■ Raw data ■
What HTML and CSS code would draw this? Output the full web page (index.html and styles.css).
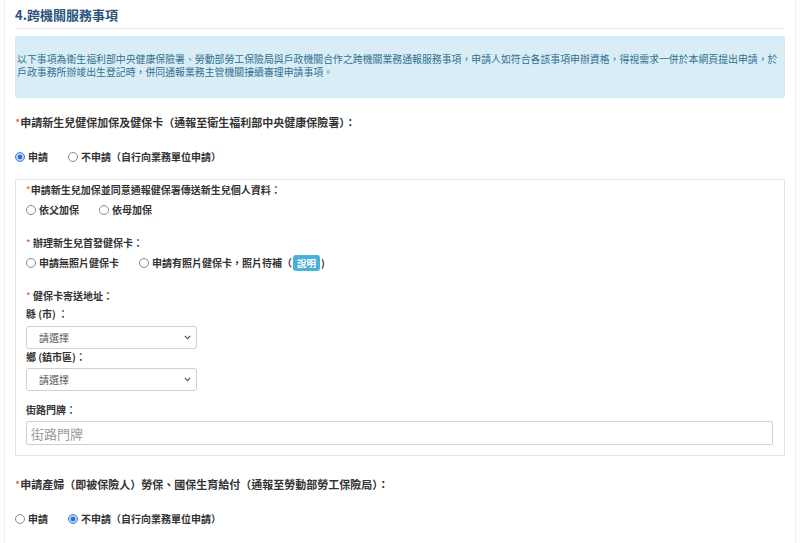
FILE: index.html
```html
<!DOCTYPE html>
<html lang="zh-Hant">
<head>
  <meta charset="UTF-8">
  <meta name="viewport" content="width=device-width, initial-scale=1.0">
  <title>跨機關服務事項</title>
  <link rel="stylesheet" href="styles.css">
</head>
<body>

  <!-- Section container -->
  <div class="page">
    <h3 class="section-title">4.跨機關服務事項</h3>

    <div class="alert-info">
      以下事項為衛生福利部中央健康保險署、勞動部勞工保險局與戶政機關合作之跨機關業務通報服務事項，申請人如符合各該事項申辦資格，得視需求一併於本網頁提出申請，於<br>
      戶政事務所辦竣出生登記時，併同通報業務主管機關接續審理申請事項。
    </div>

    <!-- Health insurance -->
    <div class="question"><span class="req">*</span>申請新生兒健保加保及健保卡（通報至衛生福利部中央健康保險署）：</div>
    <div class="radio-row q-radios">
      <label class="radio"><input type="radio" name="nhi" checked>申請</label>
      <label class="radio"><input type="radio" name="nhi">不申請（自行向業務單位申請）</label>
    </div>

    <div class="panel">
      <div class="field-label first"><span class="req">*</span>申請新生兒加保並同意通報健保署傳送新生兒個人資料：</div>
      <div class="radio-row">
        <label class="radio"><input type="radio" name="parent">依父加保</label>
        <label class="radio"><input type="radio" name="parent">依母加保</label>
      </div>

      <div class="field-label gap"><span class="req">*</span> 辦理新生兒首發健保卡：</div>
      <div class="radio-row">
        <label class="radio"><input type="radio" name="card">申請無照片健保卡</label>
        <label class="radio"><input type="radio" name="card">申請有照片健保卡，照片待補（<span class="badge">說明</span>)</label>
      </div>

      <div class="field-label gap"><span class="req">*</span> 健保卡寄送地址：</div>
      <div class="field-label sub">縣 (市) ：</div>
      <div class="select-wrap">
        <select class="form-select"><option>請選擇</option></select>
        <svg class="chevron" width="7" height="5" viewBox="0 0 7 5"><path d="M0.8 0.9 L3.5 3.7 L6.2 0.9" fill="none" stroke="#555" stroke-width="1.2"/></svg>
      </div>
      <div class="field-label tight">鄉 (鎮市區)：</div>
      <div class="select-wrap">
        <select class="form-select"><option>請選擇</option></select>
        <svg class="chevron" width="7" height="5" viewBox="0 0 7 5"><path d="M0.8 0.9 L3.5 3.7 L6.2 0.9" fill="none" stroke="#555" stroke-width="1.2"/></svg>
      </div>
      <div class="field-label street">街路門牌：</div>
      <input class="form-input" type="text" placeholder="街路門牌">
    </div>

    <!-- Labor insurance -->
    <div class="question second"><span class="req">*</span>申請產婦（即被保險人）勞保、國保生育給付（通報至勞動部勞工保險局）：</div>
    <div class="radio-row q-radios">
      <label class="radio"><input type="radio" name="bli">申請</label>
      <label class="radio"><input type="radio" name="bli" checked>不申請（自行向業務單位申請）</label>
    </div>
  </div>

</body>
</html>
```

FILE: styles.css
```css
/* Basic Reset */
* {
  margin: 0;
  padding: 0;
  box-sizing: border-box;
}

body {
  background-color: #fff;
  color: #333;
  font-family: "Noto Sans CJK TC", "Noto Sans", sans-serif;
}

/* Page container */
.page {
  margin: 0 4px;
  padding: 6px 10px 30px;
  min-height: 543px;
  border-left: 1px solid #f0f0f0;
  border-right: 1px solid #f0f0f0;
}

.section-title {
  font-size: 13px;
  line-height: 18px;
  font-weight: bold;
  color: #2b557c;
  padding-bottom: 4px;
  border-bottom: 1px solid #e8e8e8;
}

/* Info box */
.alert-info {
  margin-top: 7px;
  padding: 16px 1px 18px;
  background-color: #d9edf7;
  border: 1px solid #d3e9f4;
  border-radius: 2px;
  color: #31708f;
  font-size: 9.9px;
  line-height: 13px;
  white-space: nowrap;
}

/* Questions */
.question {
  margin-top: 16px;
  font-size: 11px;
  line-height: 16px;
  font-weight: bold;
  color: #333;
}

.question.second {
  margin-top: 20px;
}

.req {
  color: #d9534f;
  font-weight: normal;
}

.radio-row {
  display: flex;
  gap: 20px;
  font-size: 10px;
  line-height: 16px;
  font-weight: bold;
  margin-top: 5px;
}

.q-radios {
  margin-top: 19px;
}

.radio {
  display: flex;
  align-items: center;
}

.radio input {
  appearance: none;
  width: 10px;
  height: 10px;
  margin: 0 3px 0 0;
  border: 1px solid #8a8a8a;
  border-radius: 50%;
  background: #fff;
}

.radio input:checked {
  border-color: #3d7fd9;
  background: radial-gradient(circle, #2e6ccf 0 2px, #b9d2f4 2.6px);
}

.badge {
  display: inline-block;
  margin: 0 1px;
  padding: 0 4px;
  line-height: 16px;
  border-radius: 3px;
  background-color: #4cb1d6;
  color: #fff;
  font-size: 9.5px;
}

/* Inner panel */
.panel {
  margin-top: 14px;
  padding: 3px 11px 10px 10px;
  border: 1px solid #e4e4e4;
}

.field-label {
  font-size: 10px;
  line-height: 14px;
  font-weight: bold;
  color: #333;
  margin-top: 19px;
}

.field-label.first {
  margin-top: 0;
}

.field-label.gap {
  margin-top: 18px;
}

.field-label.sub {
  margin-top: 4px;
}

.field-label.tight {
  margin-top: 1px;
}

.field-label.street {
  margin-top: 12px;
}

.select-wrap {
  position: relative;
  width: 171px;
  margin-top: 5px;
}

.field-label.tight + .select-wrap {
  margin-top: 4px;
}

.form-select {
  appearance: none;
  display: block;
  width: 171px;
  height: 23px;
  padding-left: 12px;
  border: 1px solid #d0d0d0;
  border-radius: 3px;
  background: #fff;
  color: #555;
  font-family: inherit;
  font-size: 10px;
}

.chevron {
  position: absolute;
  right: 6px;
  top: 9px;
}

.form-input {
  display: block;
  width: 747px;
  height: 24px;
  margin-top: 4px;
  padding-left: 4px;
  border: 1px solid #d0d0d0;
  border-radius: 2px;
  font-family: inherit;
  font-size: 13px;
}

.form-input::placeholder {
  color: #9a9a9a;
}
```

■ What you are asked to do ■
Copy out all of the data word for word. Do not carry over any picture.

■ The reply ■
What HTML and CSS code would draw this? Output the full web page (index.html and styles.css).
FILE: index.html
```html
<!DOCTYPE html>
<html lang="zh-Hant">
<head>
  <meta charset="UTF-8">
  <meta name="viewport" content="width=device-width, initial-scale=1.0">
  <title>跨機關服務事項</title>
  <link rel="stylesheet" href="styles.css">
</head>
<body>

  <!-- Section container -->
  <div class="page">
    <h3 class="section-title">4.跨機關服務事項</h3>

    <div class="alert-info">
      以下事項為衛生福利部中央健康保險署、勞動部勞工保險局與戶政機關合作之跨機關業務通報服務事項，申請人如符合各該事項申辦資格，得視需求一併於本網頁提出申請，於<br>
      戶政事務所辦竣出生登記時，併同通報業務主管機關接續審理申請事項。
    </div>

    <!-- Health insurance -->
    <div class="question"><span class="req">*</span>申請新生兒健保加保及健保卡（通報至衛生福利部中央健康保險署）：</div>
    <div class="radio-row q-radios">
      <label class="radio"><input type="radio" name="nhi" checked>申請</label>
      <label class="radio"><input type="radio" name="nhi">不申請（自行向業務單位申請）</label>
    </div>

    <div class="panel">
      <div class="field-label first"><span class="req">*</span>申請新生兒加保並同意通報健保署傳送新生兒個人資料：</div>
      <div class="radio-row">
        <label class="radio"><input type="radio" name="parent">依父加保</label>
        <label class="radio"><input type="radio" name="parent">依母加保</label>
      </div>

      <div class="field-label gap"><span class="req">*</span> 辦理新生兒首發健保卡：</div>
      <div class="radio-row">
        <label class="radio"><input type="radio" name="card">申請無照片健保卡</label>
        <label class="radio"><input type="radio" name="card">申請有照片健保卡，照片待補（<span class="badge">說明</span>)</label>
      </div>

      <div class="field-label gap"><span class="req">*</span> 健保卡寄送地址：</div>
      <div class="field-label sub">縣 (市) ：</div>
      <div class="select-wrap">
        <select class="form-select"><option>請選擇</option></select>
        <svg class="chevron" width="7" height="5" viewBox="0 0 7 5"><path d="M0.8 0.9 L3.5 3.7 L6.2 0.9" fill="none" stroke="#555" stroke-width="1.2"/></svg>
      </div>
      <div class="field-label tight">鄉 (鎮市區)：</div>
      <div class="select-wrap">
        <select class="form-select"><option>請選擇</option></select>
        <svg class="chevron" width="7" height="5" viewBox="0 0 7 5"><path d="M0.8 0.9 L3.5 3.7 L6.2 0.9" fill="none" stroke="#555" stroke-width="1.2"/></svg>
      </div>
      <div class="field-label street">街路門牌：</div>
      <input class="form-input" type="text" placeholder="街路門牌">
    </div>

    <!-- Labor insurance -->
    <div class="question second"><span class="req">*</span>申請產婦（即被保險人）勞保、國保生育給付（通報至勞動部勞工保險局）：</div>
    <div class="radio-row q-radios">
      <label class="radio"><input type="radio" name="bli">申請</label>
      <label class="radio"><input type="radio" name="bli" checked>不申請（自行向業務單位申請）</label>
    </div>
  </div>

</body>
</html>
```

FILE: styles.css
```css
/* Basic Reset */
* {
  margin: 0;
  padding: 0;
  box-sizing: border-box;
}

body {
  background-color: #fff;
  color: #333;
  font-family: "Noto Sans CJK TC", "Noto Sans", sans-serif;
}

/* Page container */
.page {
  margin: 0 4px;
  padding: 6px 10px 30px;
  min-height: 543px;
  border-left: 1px solid #f0f0f0;
  border-right: 1px solid #f0f0f0;
}

.section-title {
  font-size: 13px;
  line-height: 18px;
  font-weight: bold;
  color: #2b557c;
  padding-bottom: 4px;
  border-bottom: 1px solid #e8e8e8;
}

/* Info box */
.alert-info {
  margin-top: 7px;
  padding: 16px 1px 18px;
  background-color: #d9edf7;
  border: 1px solid #d3e9f4;
  border-radius: 2px;
  color: #31708f;
  font-size: 9.9px;
  line-height: 13px;
  white-space: nowrap;
}

/* Questions */
.question {
  margin-top: 16px;
  font-size: 11px;
  line-height: 16px;
  font-weight: bold;
  color: #333;
}

.question.second {
  margin-top: 20px;
}

.req {
  color: #d9534f;
  font-weight: normal;
}

.radio-row {
  display: flex;
  gap: 20px;
  font-size: 10px;
  line-height: 16px;
  font-weight: bold;
  margin-top: 5px;
}

.q-radios {
  margin-top: 19px;
}

.radio {
  display: flex;
  align-items: center;
}

.radio input {
  appearance: none;
  width: 10px;
  height: 10px;
  margin: 0 3px 0 0;
  border: 1px solid #8a8a8a;
  border-radius: 50%;
  background: #fff;
}

.radio input:checked {
  border-color: #3d7fd9;
  background: radial-gradient(circle, #2e6ccf 0 2px, #b9d2f4 2.6px);
}

.badge {
  display: inline-block;
  margin: 0 1px;
  padding: 0 4px;
  line-height: 16px;
  border-radius: 3px;
  background-color: #4cb1d6;
  color: #fff;
  font-size: 9.5px;
}

/* Inner panel */
.panel {
  margin-top: 14px;
  padding: 3px 11px 10px 10px;
  border: 1px solid #e4e4e4;
}

.field-label {
  font-size: 10px;
  line-height: 14px;
  font-weight: bold;
  color: #333;
  margin-top: 19px;
}

.field-label.first {
  margin-top: 0;
}

.field-label.gap {
  margin-top: 18px;
}

.field-label.sub {
  margin-top: 4px;
}

.field-label.tight {
  margin-top: 1px;
}

.field-label.street {
  margin-top: 12px;
}

.select-wrap {
  position: relative;
  width: 171px;
  margin-top: 5px;
}

.field-label.tight + .select-wrap {
  margin-top: 4px;
}

.form-select {
  appearance: none;
  display: block;
  width: 171px;
  height: 23px;
  padding-left: 12px;
  border: 1px solid #d0d0d0;
  border-radius: 3px;
  background: #fff;
  color: #555;
  font-family: inherit;
  font-size: 10px;
}

.chevron {
  position: absolute;
  right: 6px;
  top: 9px;
}

.form-input {
  display: block;
  width: 747px;
  height: 24px;
  margin-top: 4px;
  padding-left: 4px;
  border: 1px solid #d0d0d0;
  border-radius: 2px;
  font-family: inherit;
  font-size: 13px;
}

.form-input::placeholder {
  color: #9a9a9a;
}
```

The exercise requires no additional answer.